Da no global a no war. Ma la musica è sempre la stessa
di Paolo Zanetto


Il nuovo sessantotto si è fermato. Dopo l'11 settembre la retorica del "nulla sarà più come prima" ha colpito anche il popolo di Genova, che non ha più avuto i media adoranti ai suoi piedi. Vittorio Agnoletto ha subito dichiarato che il movimento anti global vive "una difficoltà di cui siamo consapevoli". Il leader delle tute bianche, Luca Casarini, ha affermato poco dopo la strage di voler ripensare il messaggio del movimento, salvo poi tornare al vecchio e collaudato argomento subito dopo il primo sentimento di simpatia verso gli Stati Uniti. Per qualche giorno i no global hanno vissuto un sincero imbarazzo: nella galassia del Genoa Social Forum, che comprendeva qualunque cosa, dai papa boys di sinistra ai movimenti universitari maoisti, l'unica componente comune a tutti era l'anti-americanismo. America sfruttatrice, America affamatrice, America che incorpora ed è causa di tutti i mali del mondo.

Ma la pericolosa ondata di amicizia a stelle e strisce si è esaurita presto in certi ambienti di sinistra, a partire dalle colonne di alcuni giornali - il Manifesto anzitutto - in cui si sono lette parole di giorno in giorno più fiere nel puntare il dito contro gli Usa. Quando Bush ha osato affermare che l'America non considera assurdo fare giustizia quando dei terroristi uccidono seimila persone e gettano nel panico l'intero Occidente, gli anti-global del mondo si sono ritrovati uniti in una nuova battaglia: contro "la guerra". Dieci giorni dopo la strage una firma prestigiosa della sinistra come Rossana Rossanda intitolava il suo editoriale "Né con gli Usa, né con i terroristi": una riedizione di uno slogan molto triste ("né con lo stato, né con le Br") che già una volta ha mostrato la propria ipocrisia davanti al sangue di molti, e che avrebbe dovuto insegnare qualcosa. E infatti la sinistra vera, quella che la Rossanda chiamerebbe "parlamentare", non ha avuto alcun dubbio sulla sua posizione: sin dall'inizio Massimo D'Alema e Luciano Violante hanno rivendicato l'eredità politica di Berlinguer, che negli anni di piombo schierò il Pci in difesa dello stato democratico e contro il terrorismo.

Gli anti global in crisi di visibilità si sono dati da fare, dichiarando che il vertice Nato a Pozzuoli sarebbe stato il teatro di una grande dimostrazione "contro la nuova guerra". Quando il Patto Atlantico ha spostato il vertice a Bruxelles, il leader campano Francesco Caruso ha rassicurato il suo popolo: la contestazione a Napoli si farà.
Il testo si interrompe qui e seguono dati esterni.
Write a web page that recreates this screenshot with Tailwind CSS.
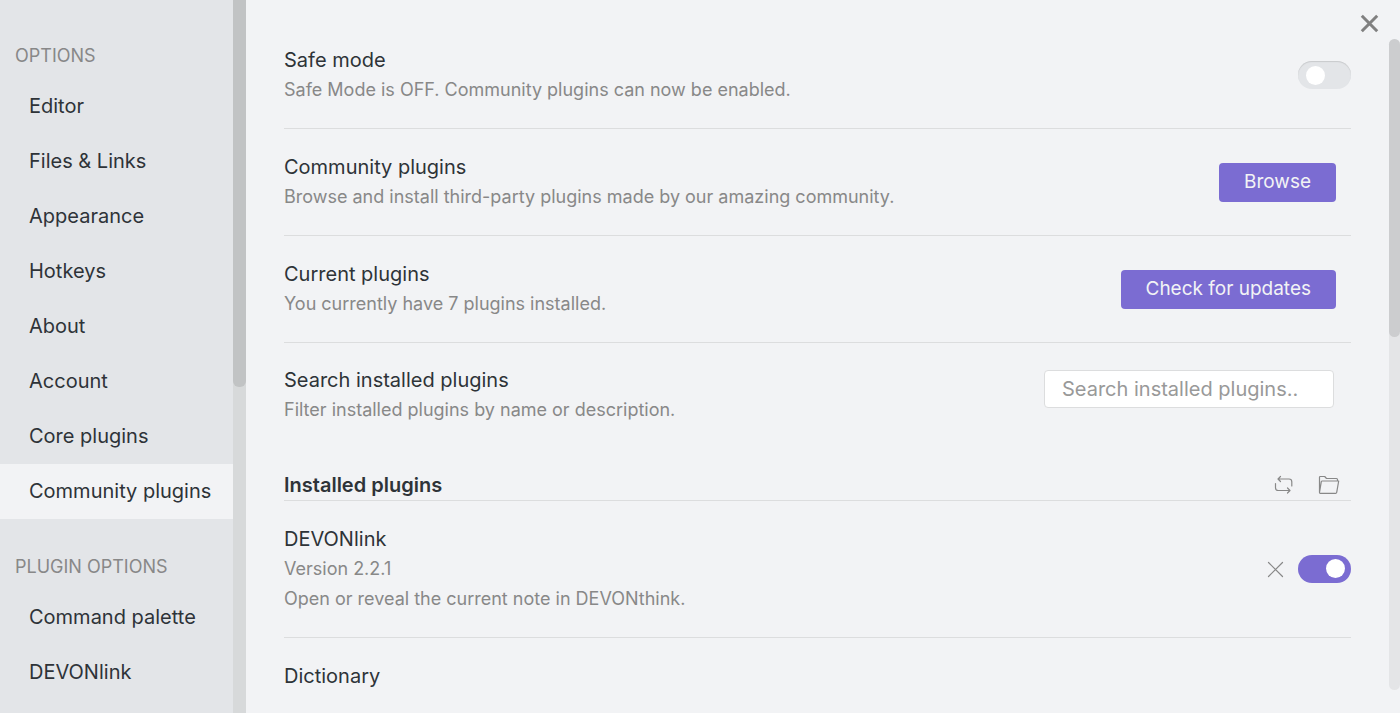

Per demonizzare il nemico pubblico numero uno (Berlusconi) e numero due (Bush) Caruso trova espressioni colorite: "C'è una singolare coincidenza tra i miliardari bin Laden e Berlusconi nel fomentare i rispettivi fondamentalisti". Oppure ancora: "Noi siamo con il Papa, che in questi ultimi dieci giorni ha fatto lo scudo umano contro possibili attentati". A Napoli, infine, il proclama: "Da questo momento il movimento anti-globalizzazione diventa il movimento contro la guerra".

Il movimento dunque cambia forma ed obiettivo, eppure non sembra una rivoluzione. Caruso è diventato un nuovo Gattopardo, perché tutti i giornali ci insegnano che dopo l'11 settembre "nulla sarà più come prima". La svolta pacifista sembra già vista, figlia dei cliché di contestazione sessantottina decantati dai baby-boomers che una parte (piccola) dei giovani d'oggi rimpiange e sogna. Durante il dibattito ospitato su Raidue i leader no global hanno sfoderato un armamentario retorico ormai vecchio, ampiamente superato. Mentre Gianni De Michelis, uno che di politica estera ci capisce, provava a spiegare ragionevolmente gli avvenimenti, Caruso urlava che il vero problema è la condizione dei curdi. Conduceva Santoro, quindi tutto è finito in caciara. Eppure i no war (ex no global) avrebbero da dire tante cose: ad esempio non sappiamo con che punteggio è finita la partita di calcio tra palestinesi e curdi che è stata organizzata durante la manifestazione a Napoli. Non abbiamo nemmeno capito quale sia la "terza via" tra terrorismo e guerra. L'unica cosa che abbiamo capito è che, ora che gli slogan non hanno più il vestito nuovo dell'anti-globalizzazione, tutto quello che rimane è la ritrita retorica anni Settanta di una parte del movimento contestatore. Quella sbagliata.